Your goal
Transcribe every line from the top down to the line with "import clsx from", both ends included, but not the pictures.

Supplied information
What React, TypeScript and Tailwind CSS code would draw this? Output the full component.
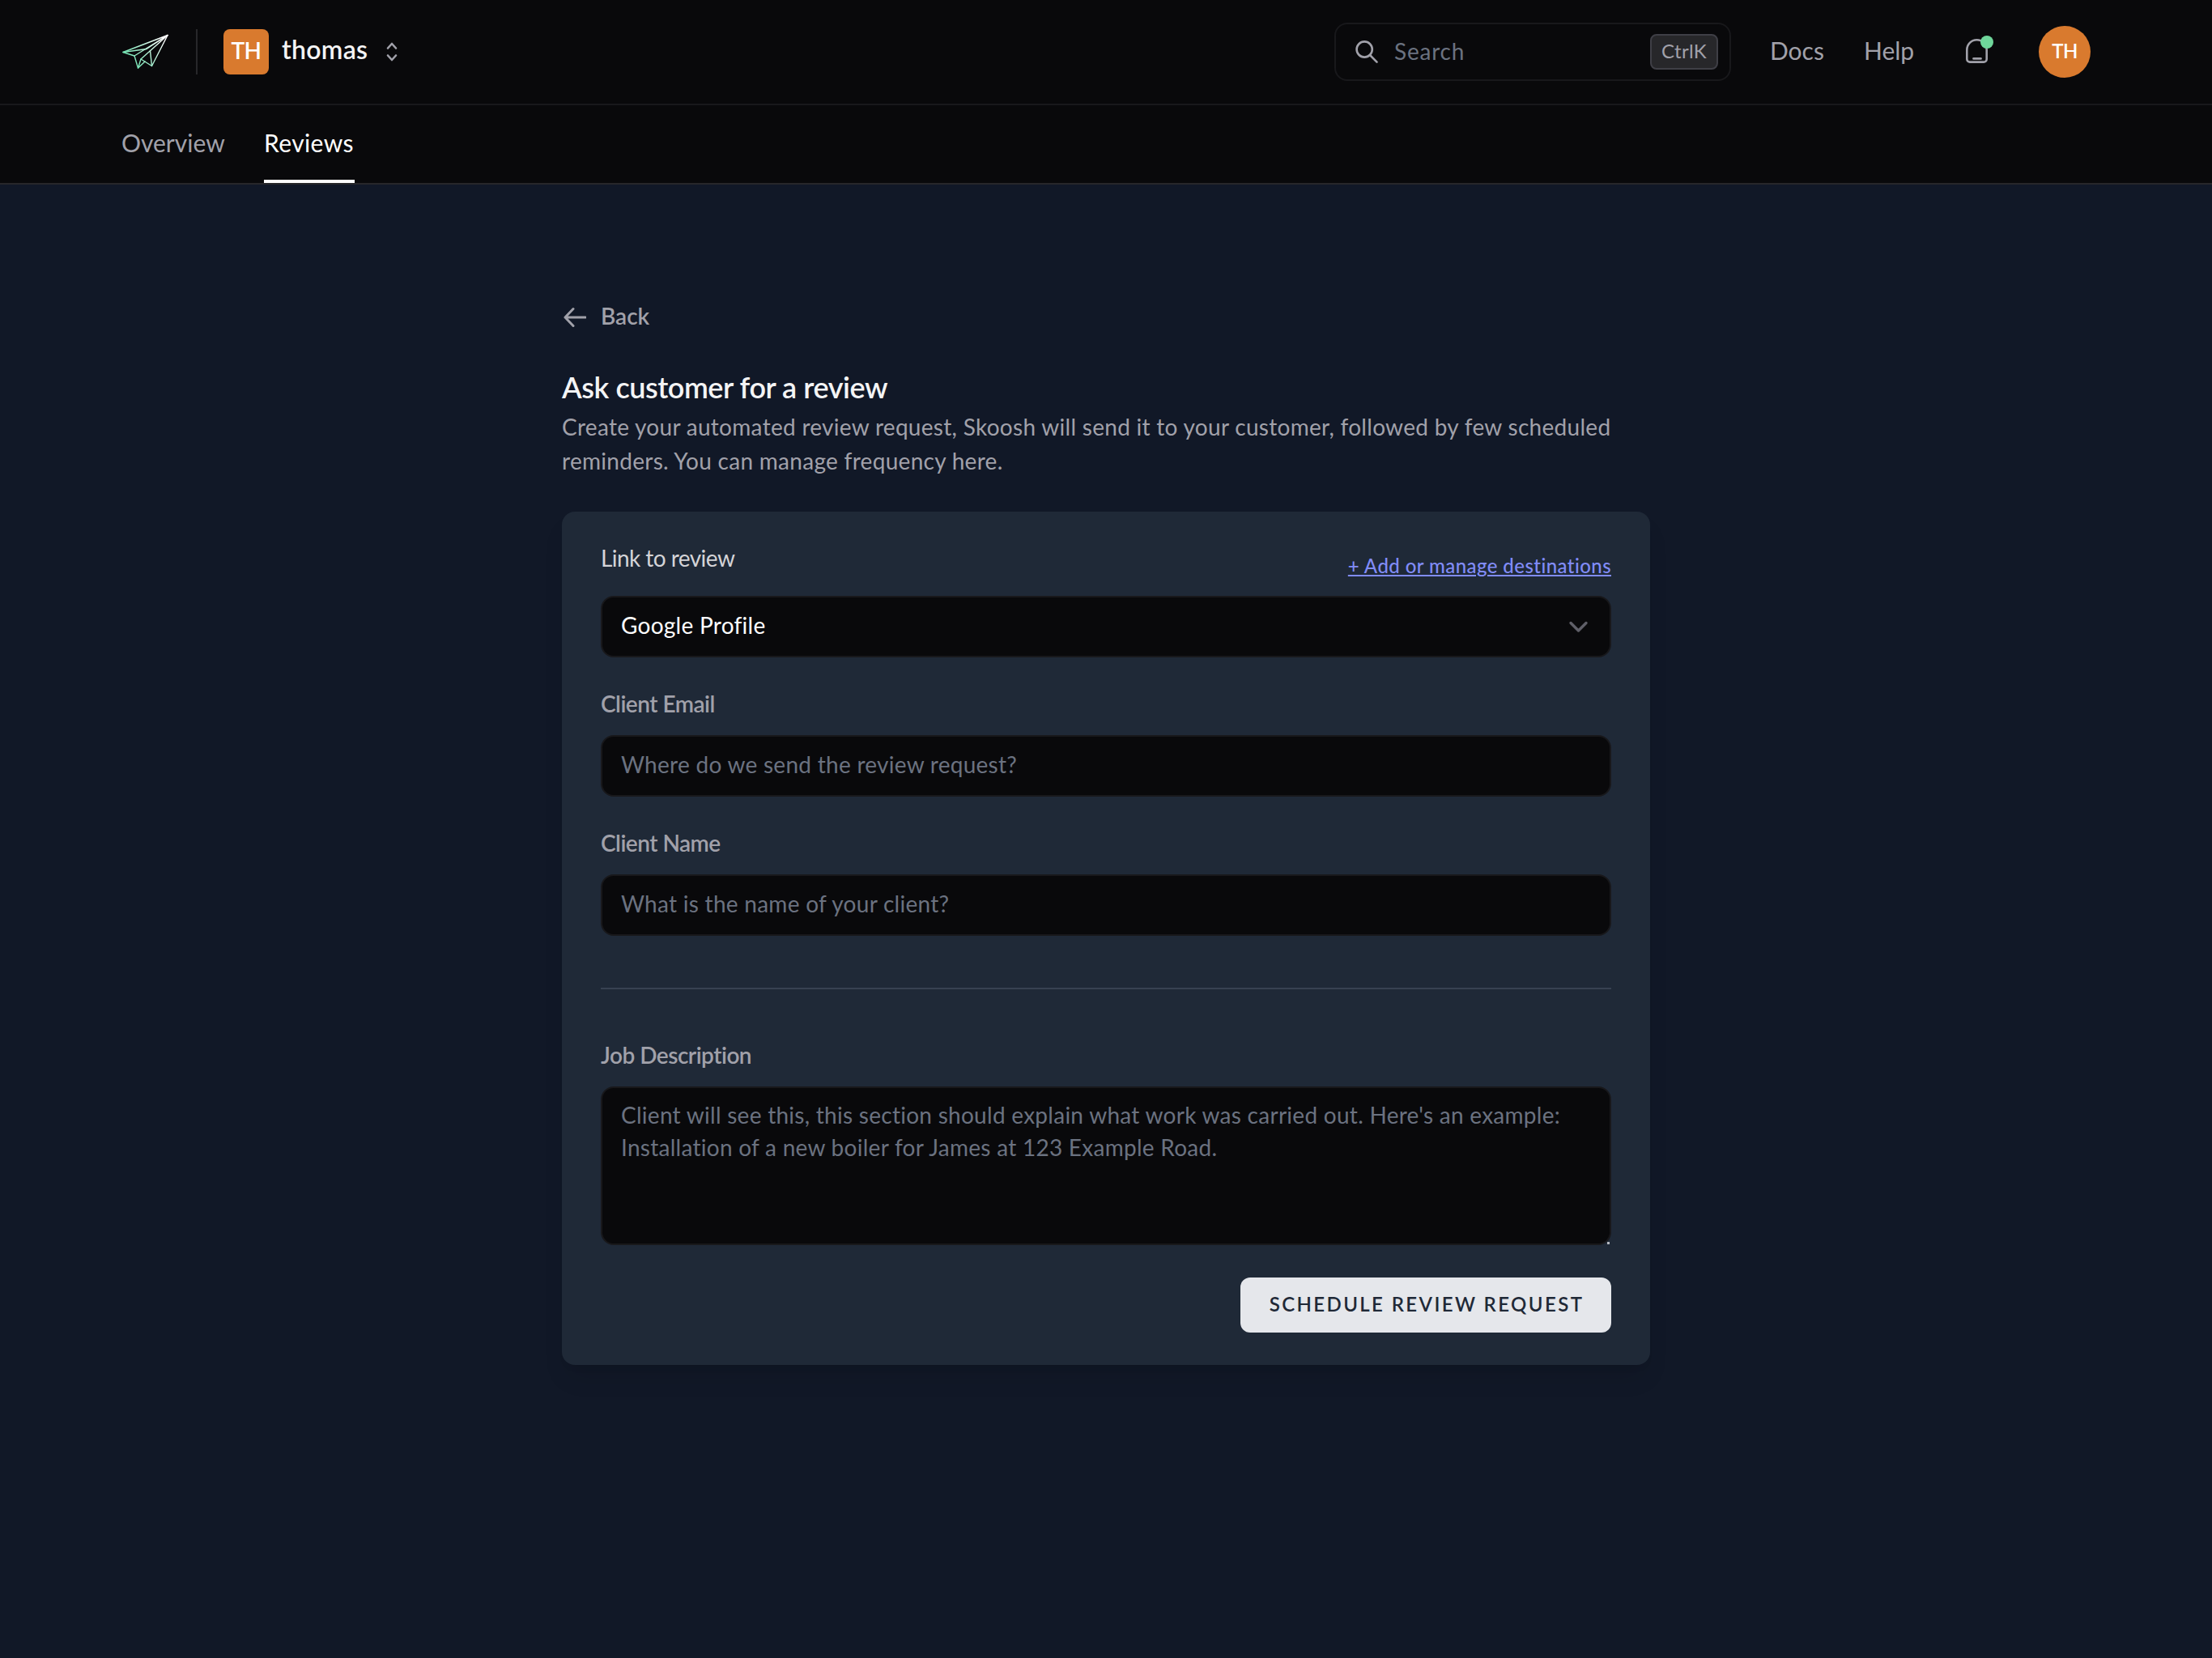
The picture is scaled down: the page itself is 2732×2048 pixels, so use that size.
import React from "react"
import clsx from "clsx"

interface TabProps {
	label: string
	active?: boolean
	className?: string
}

interface FieldProps {
	label: string
	placeholder: string
}

const LABEL =
	"block text-[28px] leading-10 font-semibold tracking-[-0.5px] text-[#a1a1aa]"
const CONTROL =
	"block w-full rounded-2xl border-2 border-[#18181b] bg-[#09090b] px-[23px] text-[28px] tracking-[0.27px] placeholder:text-[#6b7280] outline-none"

const Logo: React.FC = () => (
	<svg width="60" height="48" viewBox="0 0 60 48" fill="none">
		<defs>
			<linearGradient
				id="plane"
				x1="8"
				y1="42"
				x2="50"
				y2="6"
				gradientUnits="userSpaceOnUse"
			>
				<stop stopColor="#5fe0a8" />
				<stop offset="1" stopColor="#ffffff" />
			</linearGradient>
		</defs>
		<g
			stroke="url(#plane)"
			strokeWidth="1.4"
			strokeLinejoin="round"
			strokeLinecap="round"
		>
			<path d="M57 3.5 2 24.5 16 29Z" />
			<path d="M2 24.5 31 20.5 57 3.5" />
			<path d="M16 29 20.5 44 24 33 57 3.5" />
			<path d="M20.5 44 29 36" />
			<path d="M24 33 37.5 41.5 57 3.5" />
			<path d="M35.5 22.8 37.5 41.5" />
		</g>
	</svg>
)

const Tab: React.FC<TabProps> = ({ label, active, className }) => (
	<a
		href="#"
		className={clsx(
			"flex h-24 items-center border-b-4 text-[30px]",
			active
				? "border-white text-white"
				: "border-transparent text-[#a1a1aa]",
			className
		)}
	>
		{label}
	</a>
)

const Header: React.FC = () => (
	<header className="flex h-[130px] items-center justify-between border-b-2 border-[#18181b] px-[150px]">
		<div className="flex items-center">
			<Logo />
			<div className="ml-8 h-14 w-0.5 bg-[#27272a]" />
			<div className="ml-8 flex size-14 items-center justify-center rounded-lg bg-[#d97a2e] pb-1 text-[28px] font-semibold tracking-[-0.5px] text-white">
				TH
			</div>
			<span className="ml-4 w-[108px] pb-1.5 text-[32px] leading-10 font-semibold tracking-[0.3px] text-[#f4f4f5]">
				thomas
			</span>
			<svg
				className="ml-[21px]"
				width="14"
				height="24"
				viewBox="0 0 14 24"
				fill="none"
				stroke="#a1a1aa"
				strokeWidth="2.6"
				strokeLinecap="round"
				strokeLinejoin="round"
			>
				<path d="M2 7.5 7 2l5 5.500M2 16.500 7 22l5-5.500" />
			</svg>
		</div>
		<div className="flex items-center text-[#a1a1aa]">
			<div className="flex h-[72px] w-[490px] items-center rounded-2xl border-2 border-[#18181b] pr-3.5 pl-6">
				<svg
					width="28"
					height="28"
					viewBox="0 0 28 28"
					fill="none"
					stroke="#a1a1aa"
					strokeWidth="2.6"
					strokeLinecap="round"
				>
					<circle cx="11.200" cy="11" r="9.600" />
					<path d="m18 18 8.500 8.600" />
				</svg>
				<span className="ml-5 flex-1 pb-0.5 text-[28px] tracking-[0.8px] text-[#6b7280]">
					Search
				</span>
				<kbd className="flex h-11 w-[84px] items-center justify-center rounded-lg border-2 border-[#3f3f46] bg-[#27272a] pb-0.5 font-['Lato',sans-serif] text-2xl tracking-[0.3px]">
					CtrlK
				</kbd>
			</div>
			<a href="#" className="ml-12 w-[68px] pb-[3px] text-[30px]">
				Docs
			</a>
			<a href="#" className="ml-12 w-16 pb-[3px] text-[30px]">
				Help
			</a>
			<div className="relative ml-[60px] size-8">
				<svg
					width="32"
					height="32"
					viewBox="0 0 32 32"
					fill="none"
					stroke="#a1a1aa"
					strokeWidth="2.600"
					strokeLinecap="round"
				>
					<path d="M3.300 13.500a12.200 12.200 0 0 1 24.400 0V25a3.600 3.600 0 0 1-3.600 3.600H6.900A3.600 3.600 0 0 1 3.300 25Z" />
					<path d="M11.500 24.400h9" />
				</svg>
				<span className="absolute -top-1 left-5 size-4 rounded-full bg-[#6fd69b]" />
			</div>
			<div className="ml-[60px] flex size-16 items-center justify-center rounded-full bg-[#d97a2e] pb-0.5 text-2xl font-semibold tracking-[-0.5px] text-white">
				TH
			</div>
		</div>
	</header>
)

const Field: React.FC<FieldProps> = ({ label, placeholder }) => (
	<div className="mt-[37px]">
		<label className={clsx(LABEL, "mb-[19px]")}>{label}</label>
		<input className={clsx(CONTROL, "h-[76px] pb-1")} placeholder={placeholder} />
	</div>
)

const App: React.FC = (): React.ReactElement => {
	return (
		<div className="min-h-screen bg-[#111827] font-['Lato',sans-serif]">
			<div className="bg-[#09090b]">
				<Header />
				<nav className="flex gap-12 border-b-2 border-[#27272a] px-[150px]">
					<Tab label="Overview" className="w-32" />
					<Tab
						label="Reviews"
						active
						className="w-28 tracking-[0.4px]"
					/>
				</nav>
			</div>
			<main className="mx-auto w-[1344px] pt-36">
				<a
					href="#"
					className="flex h-10 items-center gap-[18px] text-[28px] font-semibold text-[#a1a1aa]"
				>
					<svg
						width="30"
						height="28"
						viewBox="0 0 30 28"
						fill="none"
						stroke="#a1a1aa"
						strokeWidth="3"
						strokeLinecap="round"
						strokeLinejoin="round"
					>
						<path d="M29 14H4M14 3.500 4 14l10 10.500" />
					</svg>
					<span className="pb-1">Back</span>
				</a>
				<h1 className="mt-[38px] text-4xl leading-[56px] font-semibold tracking-[-0.45px] text-[#f4f4f5]">
					Ask customer for a review
				</h1>
				<p className="text-[28px] leading-[42px] tracking-[0.290px] text-[#a1a1aa]">
					Create your automated review request, Skoosh will send it to
					your customer, followed by few scheduled
					<br />
					reminders. You can manage frequency here.
				</p>
				<section className="mt-[42px] rounded-2xl bg-[#1f2937] px-12 pt-[37px] pb-10 shadow-[0_20px_30px_-6px_rgba(0,0,0,0.1),0_8px_12px_-8px_rgba(0,0,0,0.1)]">
					<div className="flex h-[67px] items-start justify-between">
						<label className="text-[28px] leading-10 tracking-[-0.55px] text-[#d4d4d8]">
							Link to review
						</label>
						<a
							href="#"
							className="mt-3 text-2xl leading-9 font-medium tracking-[0.430px] text-[#818cf8] underline"
						>
							+ Add or manage destinations
						</a>
					</div>
					<div
						className={clsx(
							CONTROL,
							"flex h-[76px] items-center justify-between pb-1 text-white"
						)}
					>
						<span>Google Profile</span>
						<svg
							className="mt-1"
							width="30"
							height="18"
							viewBox="0 0 30 18"
							fill="none"
							stroke="#5f5f68"
							strokeWidth="3.400"
							strokeLinecap="round"
							strokeLinejoin="round"
						>
							<path d="m5 4.500 9.500 9.500L24 4.500" />
						</svg>
					</div>
					<Field
						label="Client Email"
						placeholder="Where do we send the review request?"
					/>
					<Field
						label="Client Name"
						placeholder="What is the name of your client?"
					/>
					<hr className="mt-16 border-t-2 border-[#374151]" />
					<label className={clsx(LABEL, "mt-[61px] mb-[19px]")}>
						Job Description
					</label>
					<div className="relative">
						<textarea
							className={clsx(
								CONTROL,
								"h-[196px] resize-none pt-[13px] leading-10"
							)}
							placeholder={
								"Client will see this, this section should explain what work was carried out. Here's an example:\nInstallation of a new boiler for James at 123 Example Road."
							}
						/>
						<span className="absolute right-0.5 bottom-[1px] size-[3px] bg-[#b4b7bf]" />
					</div>
					<div className="mt-10 flex justify-end">
						<button className="h-[68px] w-[458px] rounded-xl bg-[#e5e7eb] pb-0.5 pl-0.5 text-2xl font-semibold tracking-[2.400px] text-[#1f2937] uppercase">
							Schedule review request
						</button>
					</div>
				</section>
			</main>
		</div>
	)
}

export default App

Solution below
What React, TypeScript and Tailwind CSS code would draw this? Output the full component.
The picture is scaled down: the page itself is 2732×2048 pixels, so use that size.
import React from "react"
import clsx from "clsx"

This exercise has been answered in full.